_SET EXERCISE_
Emit the data below verbatim, stripping out any pictures.

— start of COLLECTED MATERIAL —

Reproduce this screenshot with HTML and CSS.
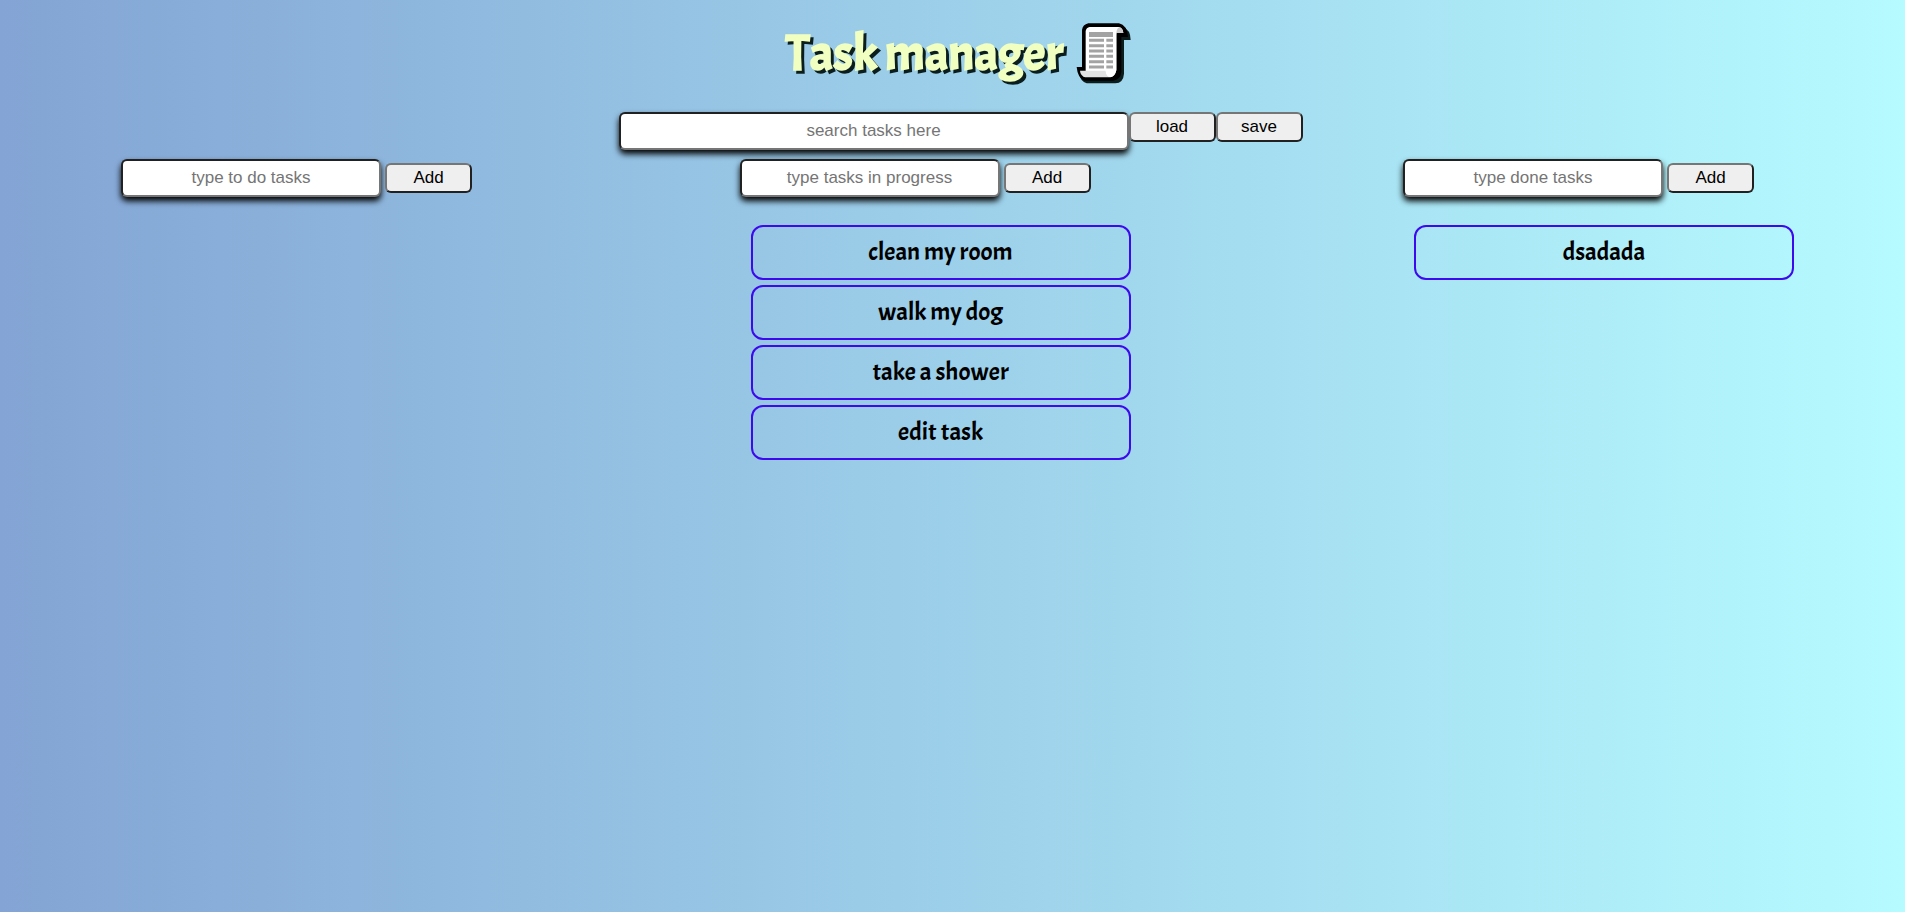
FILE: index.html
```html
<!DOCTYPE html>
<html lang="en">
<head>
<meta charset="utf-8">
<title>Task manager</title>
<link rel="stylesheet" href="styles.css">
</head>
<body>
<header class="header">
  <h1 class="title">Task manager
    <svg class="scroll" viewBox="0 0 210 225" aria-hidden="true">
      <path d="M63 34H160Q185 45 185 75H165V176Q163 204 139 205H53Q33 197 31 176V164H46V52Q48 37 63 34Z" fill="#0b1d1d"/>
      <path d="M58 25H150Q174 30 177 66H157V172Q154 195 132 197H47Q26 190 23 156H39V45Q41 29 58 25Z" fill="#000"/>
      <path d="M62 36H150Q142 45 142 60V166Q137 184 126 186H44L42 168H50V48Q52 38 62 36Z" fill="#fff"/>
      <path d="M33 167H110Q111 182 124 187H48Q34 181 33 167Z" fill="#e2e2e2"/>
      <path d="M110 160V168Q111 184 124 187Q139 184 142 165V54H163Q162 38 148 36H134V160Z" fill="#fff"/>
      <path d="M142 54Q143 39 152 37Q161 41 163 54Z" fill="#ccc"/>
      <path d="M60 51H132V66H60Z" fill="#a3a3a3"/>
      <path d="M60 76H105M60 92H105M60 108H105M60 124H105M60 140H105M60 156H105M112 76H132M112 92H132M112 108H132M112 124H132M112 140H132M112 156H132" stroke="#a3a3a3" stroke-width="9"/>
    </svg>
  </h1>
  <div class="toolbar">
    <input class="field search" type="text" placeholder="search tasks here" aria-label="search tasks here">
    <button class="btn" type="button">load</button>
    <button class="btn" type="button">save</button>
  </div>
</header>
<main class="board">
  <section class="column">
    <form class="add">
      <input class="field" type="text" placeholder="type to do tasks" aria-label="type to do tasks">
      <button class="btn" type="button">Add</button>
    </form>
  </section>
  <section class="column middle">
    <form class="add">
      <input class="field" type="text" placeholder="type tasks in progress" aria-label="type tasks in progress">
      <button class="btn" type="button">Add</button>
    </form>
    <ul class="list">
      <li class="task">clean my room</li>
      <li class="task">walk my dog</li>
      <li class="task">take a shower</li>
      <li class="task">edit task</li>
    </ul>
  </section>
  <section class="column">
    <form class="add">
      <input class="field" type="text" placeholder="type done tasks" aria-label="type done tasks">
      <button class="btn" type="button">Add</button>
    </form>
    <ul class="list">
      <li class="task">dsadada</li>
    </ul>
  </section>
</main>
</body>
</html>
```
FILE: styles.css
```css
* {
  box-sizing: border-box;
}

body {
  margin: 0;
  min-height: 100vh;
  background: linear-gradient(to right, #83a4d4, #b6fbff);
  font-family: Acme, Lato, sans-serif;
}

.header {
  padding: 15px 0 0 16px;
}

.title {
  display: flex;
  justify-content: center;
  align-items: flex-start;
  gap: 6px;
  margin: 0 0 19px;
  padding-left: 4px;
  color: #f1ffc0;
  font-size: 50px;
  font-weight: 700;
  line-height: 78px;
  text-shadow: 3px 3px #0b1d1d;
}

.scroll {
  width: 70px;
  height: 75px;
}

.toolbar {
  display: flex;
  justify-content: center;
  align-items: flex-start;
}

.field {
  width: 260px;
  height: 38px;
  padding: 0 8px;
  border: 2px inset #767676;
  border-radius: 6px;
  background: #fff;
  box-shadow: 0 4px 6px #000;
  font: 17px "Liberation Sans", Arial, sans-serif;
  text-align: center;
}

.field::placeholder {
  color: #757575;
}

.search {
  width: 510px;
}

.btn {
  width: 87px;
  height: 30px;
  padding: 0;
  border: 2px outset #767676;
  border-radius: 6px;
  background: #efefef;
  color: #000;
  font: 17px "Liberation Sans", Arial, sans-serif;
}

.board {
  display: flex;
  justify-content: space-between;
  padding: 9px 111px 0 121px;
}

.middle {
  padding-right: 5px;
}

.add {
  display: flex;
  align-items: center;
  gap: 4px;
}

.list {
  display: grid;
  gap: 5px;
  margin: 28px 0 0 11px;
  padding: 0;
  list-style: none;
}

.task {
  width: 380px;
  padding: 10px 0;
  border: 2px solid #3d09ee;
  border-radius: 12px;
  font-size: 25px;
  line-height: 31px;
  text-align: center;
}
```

— end of COLLECTED MATERIAL —

_THE ANSWER_
Reproduce this screenshot with HTML and CSS.
FILE: index.html
```html
<!DOCTYPE html>
<html lang="en">
<head>
<meta charset="utf-8">
<title>Task manager</title>
<link rel="stylesheet" href="styles.css">
</head>
<body>
<header class="header">
  <h1 class="title">Task manager
    <svg class="scroll" viewBox="0 0 210 225" aria-hidden="true">
      <path d="M63 34H160Q185 45 185 75H165V176Q163 204 139 205H53Q33 197 31 176V164H46V52Q48 37 63 34Z" fill="#0b1d1d"/>
      <path d="M58 25H150Q174 30 177 66H157V172Q154 195 132 197H47Q26 190 23 156H39V45Q41 29 58 25Z" fill="#000"/>
      <path d="M62 36H150Q142 45 142 60V166Q137 184 126 186H44L42 168H50V48Q52 38 62 36Z" fill="#fff"/>
      <path d="M33 167H110Q111 182 124 187H48Q34 181 33 167Z" fill="#e2e2e2"/>
      <path d="M110 160V168Q111 184 124 187Q139 184 142 165V54H163Q162 38 148 36H134V160Z" fill="#fff"/>
      <path d="M142 54Q143 39 152 37Q161 41 163 54Z" fill="#ccc"/>
      <path d="M60 51H132V66H60Z" fill="#a3a3a3"/>
      <path d="M60 76H105M60 92H105M60 108H105M60 124H105M60 140H105M60 156H105M112 76H132M112 92H132M112 108H132M112 124H132M112 140H132M112 156H132" stroke="#a3a3a3" stroke-width="9"/>
    </svg>
  </h1>
  <div class="toolbar">
    <input class="field search" type="text" placeholder="search tasks here" aria-label="search tasks here">
    <button class="btn" type="button">load</button>
    <button class="btn" type="button">save</button>
  </div>
</header>
<main class="board">
  <section class="column">
    <form class="add">
      <input class="field" type="text" placeholder="type to do tasks" aria-label="type to do tasks">
      <button class="btn" type="button">Add</button>
    </form>
  </section>
  <section class="column middle">
    <form class="add">
      <input class="field" type="text" placeholder="type tasks in progress" aria-label="type tasks in progress">
      <button class="btn" type="button">Add</button>
    </form>
    <ul class="list">
      <li class="task">clean my room</li>
      <li class="task">walk my dog</li>
      <li class="task">take a shower</li>
      <li class="task">edit task</li>
    </ul>
  </section>
  <section class="column">
    <form class="add">
      <input class="field" type="text" placeholder="type done tasks" aria-label="type done tasks">
      <button class="btn" type="button">Add</button>
    </form>
    <ul class="list">
      <li class="task">dsadada</li>
    </ul>
  </section>
</main>
</body>
</html>
```
FILE: styles.css
```css
* {
  box-sizing: border-box;
}

body {
  margin: 0;
  min-height: 100vh;
  background: linear-gradient(to right, #83a4d4, #b6fbff);
  font-family: Acme, Lato, sans-serif;
}

.header {
  padding: 15px 0 0 16px;
}

.title {
  display: flex;
  justify-content: center;
  align-items: flex-start;
  gap: 6px;
  margin: 0 0 19px;
  padding-left: 4px;
  color: #f1ffc0;
  font-size: 50px;
  font-weight: 700;
  line-height: 78px;
  text-shadow: 3px 3px #0b1d1d;
}

.scroll {
  width: 70px;
  height: 75px;
}

.toolbar {
  display: flex;
  justify-content: center;
  align-items: flex-start;
}

.field {
  width: 260px;
  height: 38px;
  padding: 0 8px;
  border: 2px inset #767676;
  border-radius: 6px;
  background: #fff;
  box-shadow: 0 4px 6px #000;
  font: 17px "Liberation Sans", Arial, sans-serif;
  text-align: center;
}

.field::placeholder {
  color: #757575;
}

.search {
  width: 510px;
}

.btn {
  width: 87px;
  height: 30px;
  padding: 0;
  border: 2px outset #767676;
  border-radius: 6px;
  background: #efefef;
  color: #000;
  font: 17px "Liberation Sans", Arial, sans-serif;
}

.board {
  display: flex;
  justify-content: space-between;
  padding: 9px 111px 0 121px;
}

.middle {
  padding-right: 5px;
}

.add {
  display: flex;
  align-items: center;
  gap: 4px;
}

.list {
  display: grid;
  gap: 5px;
  margin: 28px 0 0 11px;
  padding: 0;
  list-style: none;
}

.task {
  width: 380px;
  padding: 10px 0;
  border: 2px solid #3d09ee;
  border-radius: 12px;
  font-size: 25px;
  line-height: 31px;
  text-align: center;
}
```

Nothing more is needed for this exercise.